À ce propos, nous avons rejoint votre analyse : une définition juridique du chantage existe bien dans le code pénal, mais elle se prête mal aux problèmes dont nous parlons, de sorte qu’il vaut mieux introduire dans le projet de loi une définition précise intégrée à la notion même de harcèlement sexuel.

Je tiens à vous dire, monsieur le rapporteur, madame la rapporteur pour avis, que j’ai été sensible à votre analyse : vous avez bien distingué le harcèlement à connotation sexuel de ce que l’on appelle communément le chantage sexuel, sans pour autant hiérarchiser la souffrance des victimes selon qu’elle est provoquée par un fait répétitif ou un acte unique.

Deuxièmement, je veux souligner que les peines sont aggravées dans une logique respectueuse de l’échelle des peines concernant les atteintes sexuelles aux personnes.

En effet, le projet de loi permet de conserver une cohérence globale dans les peines pour les atteintes sexuelles aux personnes : le nouveau délit, avec ses circonstances aggravantes, s’insère dans une échelle qui va d’une peine d’un an d’emprisonnement pour l’exhibition sexuelle à des peines de cinq ans d’emprisonnement pour l’agression sexuelle hors aggravation et de quinze ans d’emprisonnement pour le viol hors aggravation.

Nous avons entendu les critiques contre ces peines.

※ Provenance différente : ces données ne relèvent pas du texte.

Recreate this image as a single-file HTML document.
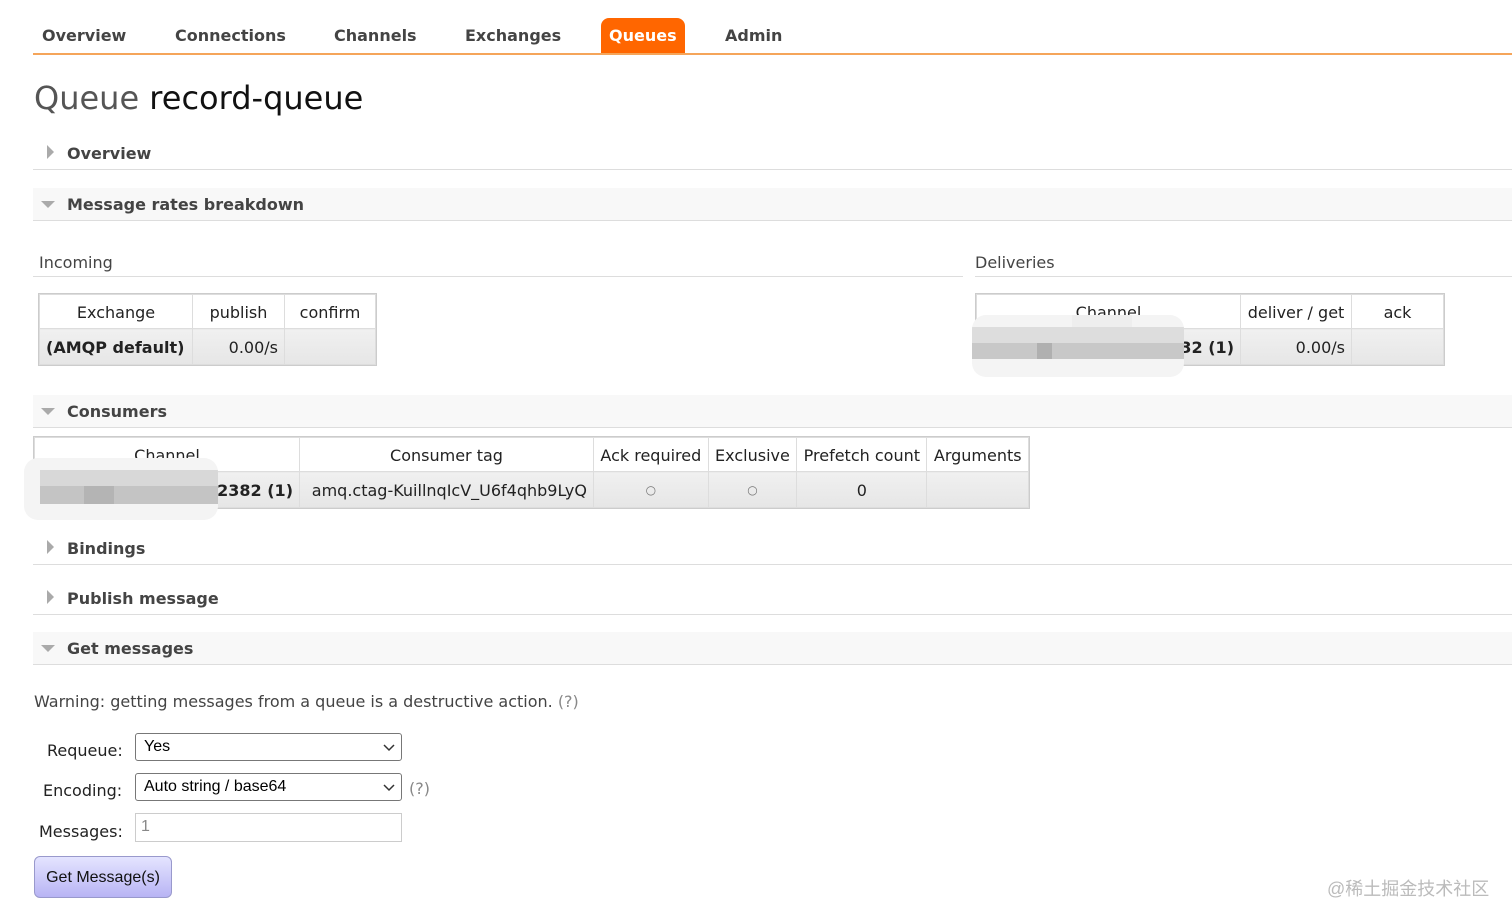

Elles seraient trop légères et moindres que celles qui sont encourues pour un vol de téléphone portable.

Mais la question de la révision globale de l’échelle des peines sera peut-être abordée au cours de cette mandature, avec Mme la garde des sceaux. Il nous a semblé que l’examen du présent projet de loi n’était pas le moment d’ouvrir ce débat. Je vous sais, au Sénat, sensibles à cette prudence.

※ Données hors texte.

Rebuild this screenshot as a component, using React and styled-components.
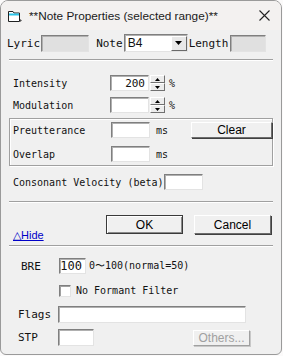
import React from "react";
import styled, { createGlobalStyle } from "styled-components";

const Global = createGlobalStyle`
  html, body { margin: 0; padding: 0; background: #fbfafa; }
  body { width: 283px; height: 356px; overflow: hidden; }
`;

const mono = `"DejaVu Sans Mono", "Liberation Mono", monospace`;
const ui = `"Liberation Sans", "Noto Sans", Arial, sans-serif`;

const Window = styled.div`
  box-sizing: border-box;
  width: 282px;
  height: 355px;
  background: #f0f0f0;
  border: 1px solid #9a9a9a;
  border-radius: 8px 8px 6px 6px;
  overflow: hidden;
  display: flex;
  flex-direction: column;
`;

const TitleBar = styled.div`
  height: 29px;
  flex: none;
  display: flex;
  align-items: center;
  background: #f3f1f0;
  padding-left: 6px;
  font-family: ${ui};
  font-size: 11.8px;
  color: #1a1a1a;
`;

const Title = styled.span`
  margin-left: 6px;
  flex: 1;
`;

const Close = styled.div`
  width: 34px;
  display: flex;
  justify-content: center;
`;

const Body = styled.div`
  padding: 4px 8px 0 6px;
  font-family: ${mono};
  font-size: 10px;
  color: #111;
`;

const Row = styled.div`
  display: flex;
  align-items: center;
  height: ${(p) => p.h || 18}px;
  margin-top: ${(p) => p.mt || 0}px;
  padding-left: ${(p) => p.pl || 0}px;
`;

const Label = styled.span`
  width: ${(p) => (p.w ? p.w + "px" : "auto")};
  flex: none;
  font-size: ${(p) => p.fs || 10}px;
  margin-right: ${(p) => p.mr || 0}px;
  white-space: nowrap;
`;

const Field = styled.div`
  box-sizing: border-box;
  width: ${(p) => p.w}px;
  height: ${(p) => p.h || 17}px;
  flex: none;
  background: ${(p) => (p.ro ? "#e0e0e0" : "#fff")};
  border-style: solid;
  border-width: 1px;
  border-color: #7f7f7f #e3e3e3 #e3e3e3 #7f7f7f;
  box-shadow: inset 1px 1px 0 #b0b0b0;
  font-size: ${(p) => p.fs || 11}px;
  display: flex;
  align-items: center;
  justify-content: ${(p) => (p.right ? "flex-end" : "flex-start")};
  padding: 0 3px;
  margin-right: ${(p) => p.mr || 0}px;
`;

const Select = styled(Field)`
  padding: 0 0 0 3px;
  justify-content: space-between;
  font-family: ${ui};
  font-size: 12px;
`;

const DropBtn = styled.div`
  width: 16px;
  height: 15px;
  box-sizing: border-box;
  background: #e8e8e8;
  border: 1px solid;
  border-color: #fff #6a6a6a #6a6a6a #fff;
  display: flex;
  align-items: center;
  justify-content: center;
`;

const Spin = styled.div`
  display: flex;
  flex-direction: column;
  margin: 0 4px 0 1px;
`;

const SpinBtn = styled.div`
  width: 15px;
  height: 8px;
  box-sizing: border-box;
  background: #ececec;
  border: 1px solid;
  border-color: #fff #707070 #707070 #fff;
  display: flex;
  align-items: center;
  justify-content: center;
`;

const Sep = styled.div`
  height: 0;
  border-top: 1px solid #a0a0a0;
  border-bottom: 1px solid #fff;
  margin: ${(p) => p.m || "0"};
`;

const Group = styled.div`
  border: 1px solid #a0a0a0;
  box-shadow: 1px 1px 0 #fff, inset 1px 1px 0 #fff;
  padding: 3px 0 3px 3px;
  margin: 5px 0 0 2px;
`;

const Button = styled.div`
  box-sizing: border-box;
  width: ${(p) => p.w}px;
  height: ${(p) => p.h || 18}px;
  font-family: ${ui};
  font-size: 12px;
  color: ${(p) => (p.disabled ? "#a0a0a0" : "#000")};
  background: #f0f0f0;
  border: 1px solid;
  border-color: ${(p) =>
    p.primary ? "#3a3a3a" : p.disabled ? "#fff #a0a0a0 #a0a0a0 #fff" : "#fff #6d6d6d #6d6d6d #fff"};
  box-shadow: ${(p) =>
    p.primary
      ? "inset 1px 1px 0 #fff, inset -1px -1px 0 #8a8a8a"
      : p.disabled
      ? "1px 1px 0 #c8c8c8"
      : "1px 1px 0 #404040"};
  display: flex;
  align-items: center;
  justify-content: center;
  margin-left: ${(p) => p.ml || 0}px;
`;

const HideLink = styled.a`
  font-family: ${ui};
  font-size: 11px;
  line-height: 12px;
  color: #0000c8;
  text-decoration: underline;
  display: block;
  width: max-content;
  margin: -5px 0 0 6px;
`;

const Check = styled.div`
  width: 12px;
  height: 12px;
  box-sizing: border-box;
  background: #fff;
  border: 1px solid;
  border-color: #7f7f7f #e3e3e3 #e3e3e3 #7f7f7f;
  box-shadow: inset 1px 1px 0 #a0a0a0;
  margin-right: 5px;
`;

const Arrow = ({ up, size = 5 }) => (
  <svg width={size + 2} height={Math.ceil(size / 2) + 1} viewBox="0 0 7 4">
    <path d={up ? "M3.5 0 L7 4 L0 4 Z" : "M0 0 L7 0 L3.5 4 Z"} fill="#000" />
  </svg>
);

const TitleIcon = () => (
  <svg width="16" height="14" viewBox="0 0 16 14">
    <path d="M1.5 2.5 H6 L7 4 H12.5 V12.5 H1.5 Z" fill="#fff" stroke="#222" />
    <rect x="2" y="4.5" width="10" height="2" fill="#2bc4e8" />
    <path d="M13 10 L15 11.5 L13 13 Z" fill="#555" />
  </svg>
);

const SpinBox = ({ value }) => (
  <>
    <Field w={39} h={16} right fs={11}>{value}</Field>
    <Spin>
      <SpinBtn><Arrow up size={3} /></SpinBtn>
      <SpinBtn><Arrow size={3} /></SpinBtn>
    </Spin>
    <span>%</span>
  </>
);

export default function App() {
  return (
    <>
      <Global />
      <Window>
        <TitleBar>
          <TitleIcon />
          <Title>**Note Properties (selected range)**</Title>
          <Close>
            <svg width="11" height="11" viewBox="0 0 11 11">
              <path d="M0.5 0.5 L10.5 10.5 M10.5 0.5 L0.5 10.5" stroke="#222" strokeWidth="1.1" />
            </svg>
          </Close>
        </TitleBar>
        <Body>
          <Row mt={0}>
            <Label fs={11} mr={1}>Lyric</Label>
            <Field w={48} ro mr={7} />
            <Label fs={11} mr={1}>Note</Label>
            <Select w={64} h={18} mr={1}>
              B4
              <DropBtn><Arrow size={5} /></DropBtn>
            </Select>
            <Label fs={11} mr={2}>Length</Label>
            <Field w={36} ro />
          </Row>
          <Sep m="7px 0 0 2px" />
          <Row mt={14} h={16} pl={6}>
            <Label w={97}>Intensity</Label>
            <SpinBox value="200" />
          </Row>
          <Row mt={6} h={16} pl={6}>
            <Label w={97}>Modulation</Label>
            <SpinBox value="" />
          </Row>
          <Group>
            <Row h={16}>
              <Label w={98}>Preutterance</Label>
              <Field w={39} h={16} mr={6} />
              <span>ms</span>
              <Button w={82} h={16} ml={23}>Clear</Button>
            </Row>
            <Row h={16} mt={8}>
              <Label w={98}>Overlap</Label>
              <Field w={39} h={16} mr={6} />
              <span>ms</span>
            </Row>
          </Group>
          <Row mt={8} h={16} pl={6}>
            <Label>Consonant Velocity (beta)</Label>
            <Field w={39} h={16} />
          </Row>
          <Sep m="11px 0 0 2px" />
          <Row mt={12} h={19} pl={99}>
            <Button w={77} h={19} primary>OK</Button>
            <Button w={77} h={19} ml={11}>Cancel</Button>
          </Row>
          <HideLink>△Hide</HideLink>
          <Sep m="4px 0 0 2px" />
          <Row mt={11} h={16} pl={14}>
            <Label w={38} fs={11}>BRE</Label>
            <Field w={27} h={16} right fs={12} mr={3}>100</Field>
            <Label>0〜100(normal=50)</Label>
          </Row>
          <Row mt={10} h={13} pl={52}>
            <Check />
            <Label>No Formant Filter</Label>
          </Row>
          <Row mt={9} h={17} pl={11}>
            <Label w={40} fs={11}>Flags</Label>
            <Field w={188} h={17} />
          </Row>
          <Row mt={6} h={17} pl={11}>
            <Label w={40} fs={11}>STP</Label>
            <Field w={36} h={17} />
            <Button w={57} h={16} ml={99} disabled>Others...</Button>
          </Row>
        </Body>
      </Window>
    </>
  );
}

Troisièmement, je veux souligner que le projet de loi introduit une véritable nouveauté : les discriminations faisant suite à des faits de harcèlement sexuel, qu’elles s’exercent à l’encontre de la victime ou d’un témoin, deviendront également punissables, ce principe étant inscrit aussi bien dans le code pénal que dans le code du travail.

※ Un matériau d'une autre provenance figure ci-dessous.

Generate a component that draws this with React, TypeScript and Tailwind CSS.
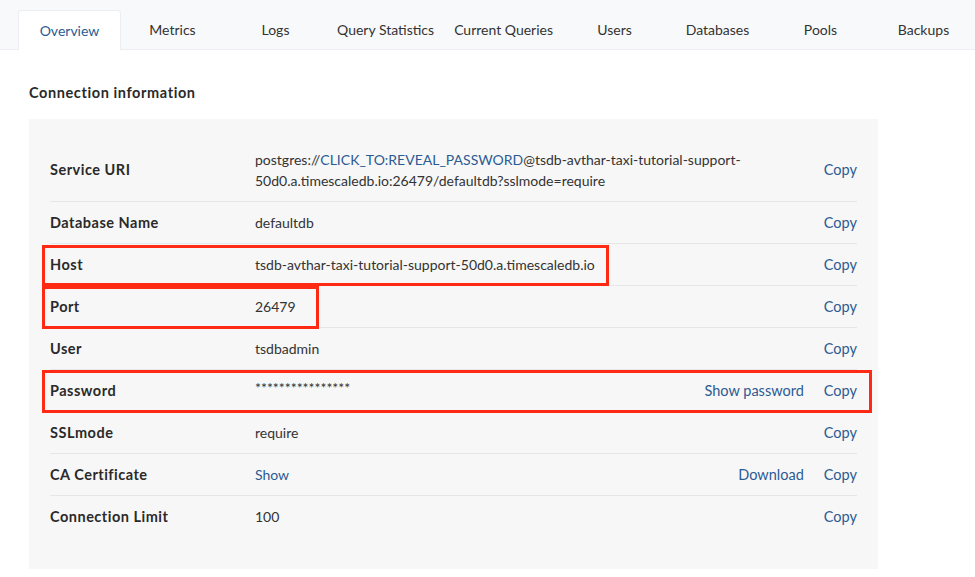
import React from "react";

const tabs = [
  "Overview",
  "Metrics",
  "Logs",
  "Query Statistics",
  "Current Queries",
  "Users",
  "Databases",
  "Pools",
  "Backups",
];

interface Row {
  label: string;
  value: React.ReactNode;
  extra?: string;
  box?: string;
}

const rows: Row[] = [
  {
    label: "Service URI",
    value: (
      <>
        postgres://<span className="text-[#2b5b93]">CLICK_TO:REVEAL_PASSWORD</span>
        @tsdb-avthar-taxi-tutorial-support-
        <br />
        50d0.a.timescaledb.io:26479/defaultdb?sslmode=require
      </>
    ),
  },
  { label: "Database Name", value: "defaultdb" },
  {
    label: "Host",
    value: "tsdb-avthar-taxi-tutorial-support-50d0.a.timescaledb.io",
    box: "top-[1px] h-[41px] w-[567px]",
  },
  { label: "Port", value: "26479", box: "top-0 h-[43px] w-[277px]" },
  { label: "User", value: "tsdbadmin" },
  {
    label: "Password",
    value: <span className="relative -top-[3px]">****************</span>,
    extra: "Show password",
    box: "top-0 h-[43px] w-[830px]",
  },
  { label: "SSLmode", value: "require" },
  {
    label: "CA Certificate",
    value: <span className="text-[#2b5b93]">Show</span>,
    extra: "Download",
  },
  { label: "Connection Limit", value: "100" },
];

export default function App() {
  return (
    <div
      className="min-h-[577px] bg-white text-[#333] text-[14px]"
      style={{ fontFamily: "Lato, 'Open Sans', sans-serif" }}
    >
      <div className="flex h-[50px] items-end border-b border-[#eceef1] bg-[#f8f9fb] pl-[18px]">
        {tabs.map((t, i) => (
          <div
            key={t}
            className={`flex h-[40px] min-w-[103px] items-center justify-center whitespace-nowrap px-[11px] ${
              i === 0
                ? "-mb-px rounded-t-[3px] border border-b-0 border-[#eceef1] bg-white text-[#2b5b93]"
                : "text-[#333]"
            }`}
          >
            {t}
          </div>
        ))}
      </div>

      <div className="px-[29px] pt-[32px]">
        <h2 className="text-[14.5px] font-bold tracking-[0.6px] text-[#2a2a2a]">
          Connection information
        </h2>

        <div className="mt-[15px] w-[849px] bg-[#f7f7f7] px-[21px] pb-[32px] pt-[20px]">
          {rows.map((r, i) => (
            <div
              key={r.label}
              className={`relative flex items-center py-[10px] leading-[21px] ${
                i < rows.length - 1 ? "border-b border-[#e6e6e6]" : ""
              }`}
            >
              <div className="w-[205px] shrink-0 text-[14.5px] font-bold tracking-[0.5px] text-[#2a2a2a]">
                {r.label}
              </div>
              <div className="flex-1">{r.value}</div>
              {r.extra && (
                <span className="mr-[20px] text-[14.5px] text-[#2b5b93]">{r.extra}</span>
              )}
              <span className="text-[14.5px] text-[#2b5b93]">Copy</span>
              {r.box && (
                <div
                  className={`pointer-events-none absolute -left-[8px] border-[3px] border-[#ff2a14] ${r.box}`}
                />
              )}
            </div>
          ))}
        </div>
      </div>
    </div>
  );
}
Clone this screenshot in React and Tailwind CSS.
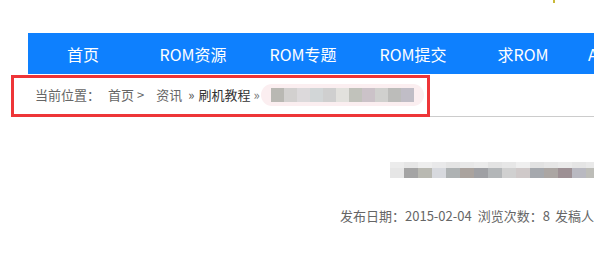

Pour ce qui est du code du travail, il s’agit en réalité de rétablir une disposition dont la suppression était involontaire... Les victimes n’ont pas à en payer le prix. Nous rétablissons donc la disposition.

Pour finir, je veux insister, au-delà de la répression, sur l’accompagnement des victimes et la prévention. La répression, en effet, n’est jamais suffisante.

D’abord, nous devons faire en sorte que les victimes soient informées des droits que leur ouvre la nouvelle loi. Je mobiliserai les réseaux d’accueil, d’information et d’orientation des femmes à cette fin. C’est une préoccupation forte de la délégation aux droits des femmes et à l’égalité des chances entre les hommes et les femmes, dont je partage plusieurs analyses.

Nous conduirons aussi un travail sur la prévention, les représentations et les stéréotypes.

D’ailleurs, nous avons commencé d’aborder la question de la prévention dans le dialogue avec les partenaires sociaux. En effet, j’ai évoqué avec eux la question des violences au travail lors de la grande conférence sociale qui s’est achevée hier. Ma collègue Marylise Lebranchu, qui est chargée de la fonction publique, en a fait autant avec les organisations syndicales de la fonction publique.

D’ores et déjà, le texte de la commission a pris en compte certaines des demandes exprimées sur vos travées.

Je répète que, cet automne, nous lancerons une campagne de sensibilisation sur les violences au travail. Nous la préparerons avec les associations et les partenaires sociaux.

En outre, une autre de mes collègues a pris la mesure de cette question : il s’agit de Geneviève Fioraso, ministre de l'enseignement supérieur et de la recherche.

Elle a engagé une réflexion sur les procédures disciplinaires applicables en cas de harcèlement au sein de l’université, que des associations nous ont décrites comme largement insatisfaisantes. Nous travaillerons ensemble sur la question de la prévention et de la sensibilisation dans les établissements d’enseignement supérieur.

Mais tout cet effort ne sera rien sans un travail en profondeur sur les représentations et les stéréotypes. Comme vous l’avez chacune souligné, mesdames Jouanno, Demontès et Gonthier-Maurin, il est évident qu’il faut davantage d’études sur le sujet, davantage de travail et, surtout, davantage de volonté. Je n’en manque pas et je conduirai ce combat.

Mesdames, messieurs les sénateurs, le Gouvernement a construit le présent projet de loi avec le souci d’une approche globale qui permette de prévoir une réponse pénale tout en pensant aux actions concrètes à mener dans le domaine de la prévention et de la lutte contre les stéréotypes.

Ce projet de loi est une première réponse. D’autres suivront, qui concerneront plus largement les violences faites aux femmes.

Nous avons entendu les associations, qui veilleront très attentivement à ce que la loi soit appliquée. Sachez que Mme la garde des sceaux et moi-même sommes très attachées à ce qu’elle le soit. Je sais que le travail auquel vous avez tous participé depuis le début du mois de mai y contribuera.